Мое лицо пока еще забинтовано — хирурги говорят, что это была последняя из восстановительных операций. Когда повязки снимут, появится окончательный вариант моего теперешнего лица. Естественно, мне не терпится узнать, какое оно, и увидеть, что все не так плохо. Старшая медсестра говорит, что сейчас от успеха моей операции зависит наша общая надежда. День, когда мне снимут повязки, это часть огромной схемы, которая существует в ее голове. Хотя все-таки сомневаюсь, что будущее моей физиономии это вопрос, сильно занимающий князей, премьер-министров и депутатов парламента.

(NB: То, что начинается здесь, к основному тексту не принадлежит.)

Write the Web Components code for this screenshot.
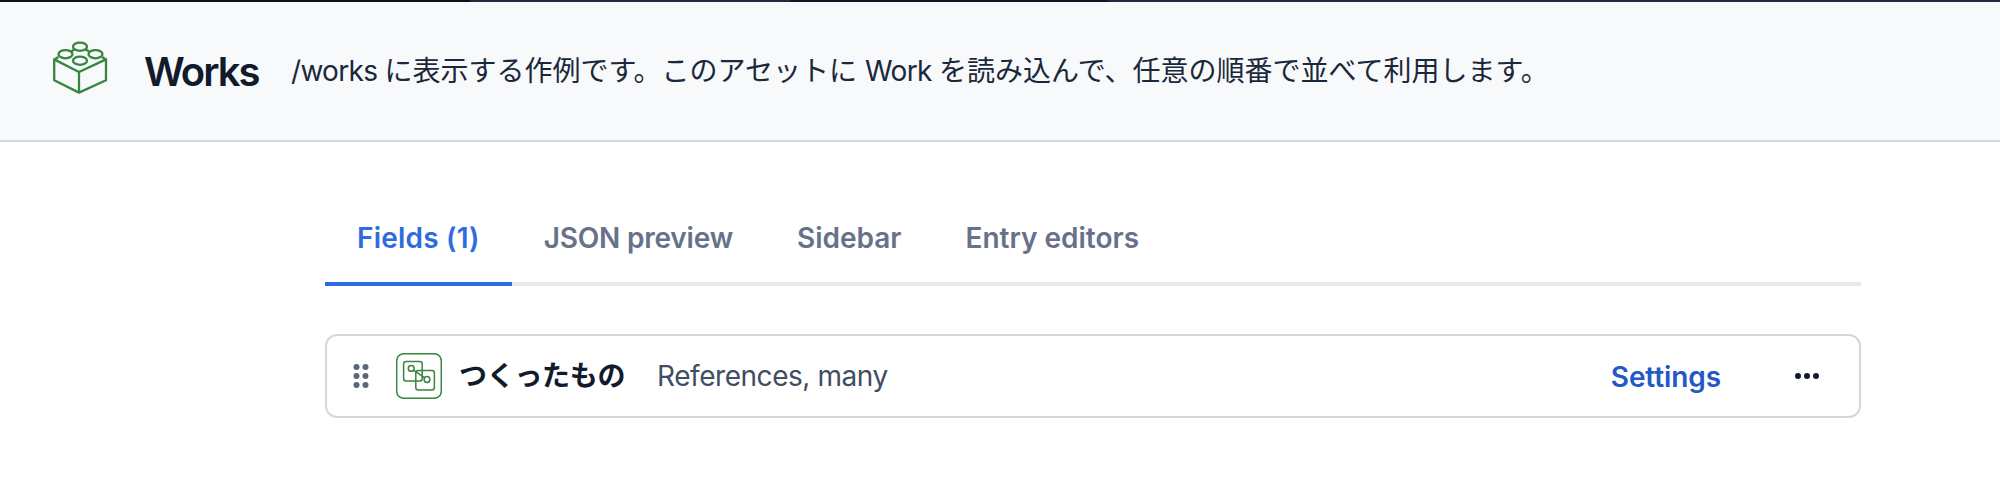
<!DOCTYPE html>
<html lang="ja">
<head>
<meta charset="utf-8">
<title>Works</title>
<style>
html, body { margin: 0; height: 100%; background: #fff; overflow: hidden; }
body { font-family: Inter, "Noto Sans CJK JP", sans-serif; font-size: 28px; color: #111b2b; }
</style>
</head>
<body>
<model-page></model-page>
<script>
function define(name, html) {
  const t = document.createElement('template');
  t.innerHTML = html;
  customElements.define(name, class extends HTMLElement {
    constructor() {
      super();
      this.attachShadow({ mode: 'open' }).append(t.content.cloneNode(true));
    }
  });
}

define('brick-icon', `
<style>:host{display:block;width:56px;height:54px} svg{display:block}</style>
<svg width="56" height="54" viewBox="52 41 56 54" fill="none" stroke="#37853e" stroke-width="2.3">
  <path d="M54.2 59.4V80.2L79 92.6L106 80.2V59.4L79 72Z M79 72V92.6" stroke-linejoin="round"/>
  <path d="M54.2 59.4L58.5 57 M71.5 51L74.4 49.6 M85.6 49.6L89 51.2 M102 57L106 59.4"/>
  <ellipse cx="80" cy="46.7" rx="7" ry="4.1"/><ellipse cx="65.5" cy="54.2" rx="7" ry="4.1"/>
  <ellipse cx="95.5" cy="54.2" rx="7" ry="4.1"/><ellipse cx="80" cy="60.7" rx="7" ry="4.1"/>
</svg>`);

define('reference-icon', `
<style>:host{display:block;width:46px;height:46px} svg{display:block}</style>
<svg width="46" height="46" viewBox="0 0 46 46" fill="none" stroke="#37853e" stroke-width="1.5">
  <rect x=".7" y=".7" width="44.6" height="44.6" rx="7"/>
  <rect x="7.6" y="8.5" width="18.6" height="19.6" rx="2.5"/>
  <rect x="19.8" y="17.4" width="18.6" height="19.6" rx="2.5"/>
  <circle cx="15.2" cy="15.4" r="2.9"/><circle cx="31" cy="26.5" r="2.9"/>
  <path d="M17.5 17.2L28.7 24.8"/>
</svg>`);

define('drag-handle', `
<style>:host{display:block} svg{display:block}</style>
<svg width="16" height="24" viewBox="0 0 16 24" fill="#5a657c">
  <circle cx="3.5" cy="3" r="3"/><circle cx="12.5" cy="3" r="3"/>
  <circle cx="3.5" cy="12" r="3"/><circle cx="12.5" cy="12" r="3"/>
  <circle cx="3.5" cy="21" r="3"/><circle cx="12.5" cy="21" r="3"/>
</svg>`);

define('more-button', `
<style>:host{display:block} svg{display:block}</style>
<svg width="24" height="6" viewBox="0 0 24 6" fill="#111b2b">
  <circle cx="3" cy="3" r="3"/><circle cx="12" cy="3" r="3"/><circle cx="21" cy="3" r="3"/>
</svg>`);

define('model-header', `
<style>
:host{display:block;box-sizing:border-box;height:142px;background:#f7f9fa;border-bottom:2px solid #cfd9e0}
.strip{height:2px;background:linear-gradient(90deg,#0c111c 470px,#1f2a3c 470px 790px,#111726 790px 1108px,#1f2a3c 1108px)}
.bar{display:flex;height:138px;align-items:flex-start;white-space:nowrap}
brick-icon{margin:39px 0 0 52px}
.title{margin:46px 0 0 36px;width:147px;line-height:48px;font-size:40px;font-weight:600;letter-spacing:-2px}
.desc{margin-top:49px;line-height:40px;color:#1b273a}
</style>
<div class="strip"></div>
<div class="bar"><brick-icon></brick-icon>
<div class="title"><slot name="title"></slot></div>
<div class="desc"><slot></slot></div></div>`);

define('tab-item', `
<style>
:host{display:block;box-sizing:border-box;height:100%;padding:21px 32px 0;line-height:34px;font-weight:600;color:#67728a;white-space:nowrap}
:host([active]){color:#2e6be0;box-shadow:inset 0 -4px #2e6be0}
</style><slot></slot>`);

define('tab-bar', `
<style>:host{display:flex;height:86px;box-shadow:inset 0 -4px #e7ebee}</style><slot></slot>`);

define('field-card', `
<style>
:host{display:flex;box-sizing:border-box;height:84px;border:2px solid #cfd9e0;border-radius:12px;align-items:center;white-space:nowrap;padding:0 40px 0 26px}
reference-icon{margin-left:27px}
.name{margin-left:17px;width:198px;line-height:40px;font-weight:700;letter-spacing:-.3px}
.type{color:#414d63;line-height:34px;letter-spacing:-.45px}
.settings{margin-left:auto;margin-right:74px;color:#2359c4;font-weight:600;line-height:34px;padding-top:2px;letter-spacing:-.1px}
</style>
<drag-handle></drag-handle><reference-icon></reference-icon>
<div class="name"><slot name="name"></slot></div>
<div class="type"><slot name="type"></slot></div>
<div class="settings">Settings</div>
<more-button></more-button>`);

define('model-page', `
<style>
:host{display:block}
main{width:1536px;margin:58px 0 0 325px}
field-card{margin-top:48px}
.path{letter-spacing:-.7px}
.model{letter-spacing:-.6px}
.fields{letter-spacing:.2px}
.json{letter-spacing:-.2px}
</style>
<model-header><span slot="title">Works</span><span class="path">/works </span>に表示する作例です。このアセットに <span class="model">Work </span>を読み込んで、任意の順番で並べて利用します。</model-header>
<main>
<tab-bar><tab-item class="fields" active>Fields (1)</tab-item><tab-item class="json">JSON preview</tab-item><tab-item>Sidebar</tab-item><tab-item>Entry editors</tab-item></tab-bar>
<field-card><span slot="name">つくったもの</span><span slot="type">References, many</span></field-card>
</main>`);
</script>
</body>
</html>
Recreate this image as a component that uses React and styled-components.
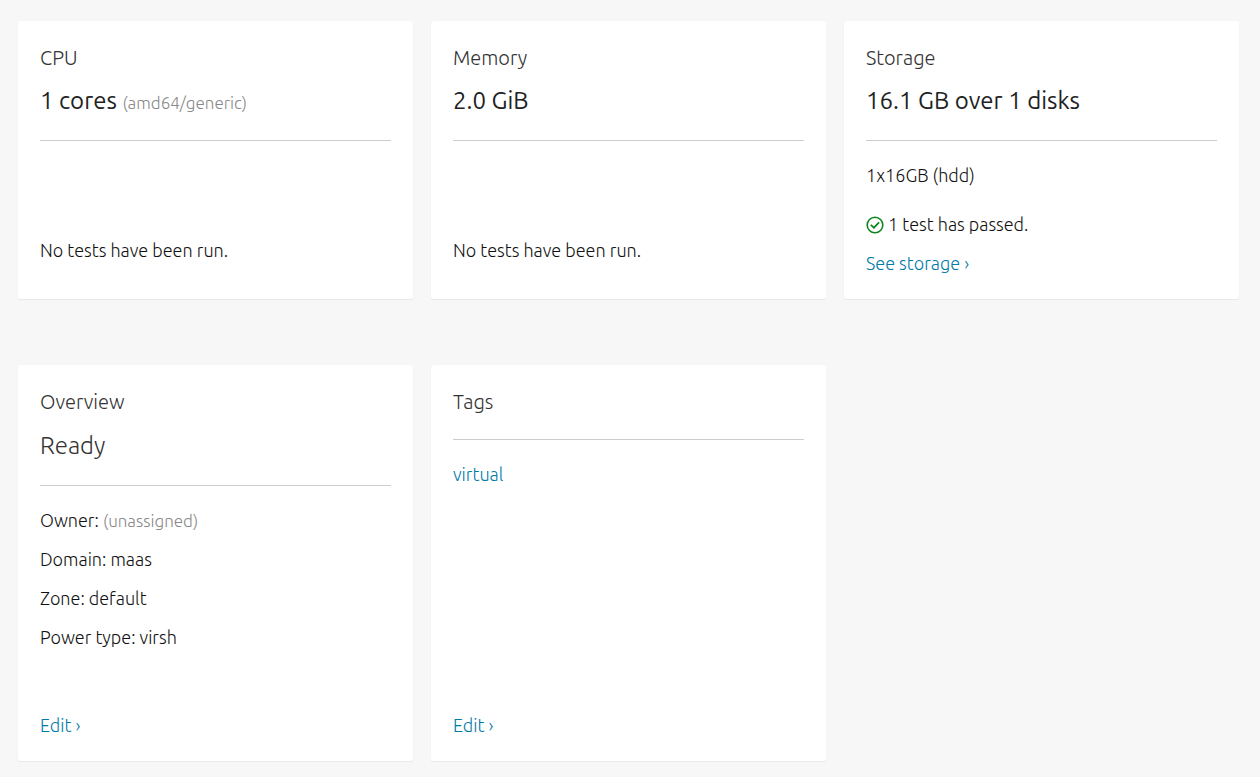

Несмотря на жалобный тон моего письма, я все время думаю о мертвых мальчиках, со дня гибели которых прошло уже два или даже три года, и мне любопытно, каков будет результат. Как поживает моя знакомая мисс Слэтри? Надеюсь, что вы скажете мне, что все так же молода, свежа и дерзка.
Ну, хватит! Хватит, и я слышу, как Вы тоже это говорите, и Вы правы. Все, что пока скрыто повязками, я с радостью показал бы и Вам, и ей, ведь есть надежда, что Вы меня узнаете. Для других это может оказаться сложнее.
Констебль с иронией по отношению к своей страшной ране и целому ряду операций по восстановлению лица, которые он перенес, подбадривал ее и Слэтри, как они когда-то старались подбодрить его самого.
Неожиданно для себя из-за неуклонного роста показателей согласно по математической формуле, по которой в штабе оценивали работу передовых пунктов эвакуации раненых, Фрейд, Салли и еще несколько человек получили подписанные Брайтом приказы на отпуск. Без Чарли Париж был ей не слишком интересен. И Салли решила попробовать добраться до Амьена и еще дальше на север, в Булонь, и навестить Наоми в Австралийском добровольческом, а потом уже сесть на корабль, который отвезет ее в Англию. Ей очень хотелось повидать капитана Констебля и посмотреть какое-нибудь дурацкое шоу в Вест-Энде. Но до этого ей надо было поговорить с Наоми о Чарли и скоропостижной смерти Лео как признаке мировой дисгармонии.
До Амьена она добралась на грузовике за два часа, а поезд на Булонь отправился по расписанию, так как имел военное назначение. Она почти всю дорогу проспала на мягком бархате полупустого купе первого класса. Прибыв на Центральный вокзал, она остановилась в общежитии Красного Креста для медсестер, где узнала, что можно отправить посыльного на велосипеде в Шато-Бенктен. В ожидании вестей от Наоми она пошла в сторону порта и обнаружила наблюдательный пункт на древней стене, откуда можно было наблюдать всю панораму событий. Одни замаскированные военно-транспортные суда подвозили солдат, другие отчаливали с ранеными и отпускниками. Кабинки на пляже стояли пустыми, но из одной появился мужчина на одной ноге и запрыгал по мокрому песку, решив искупаться в море на исходе лета.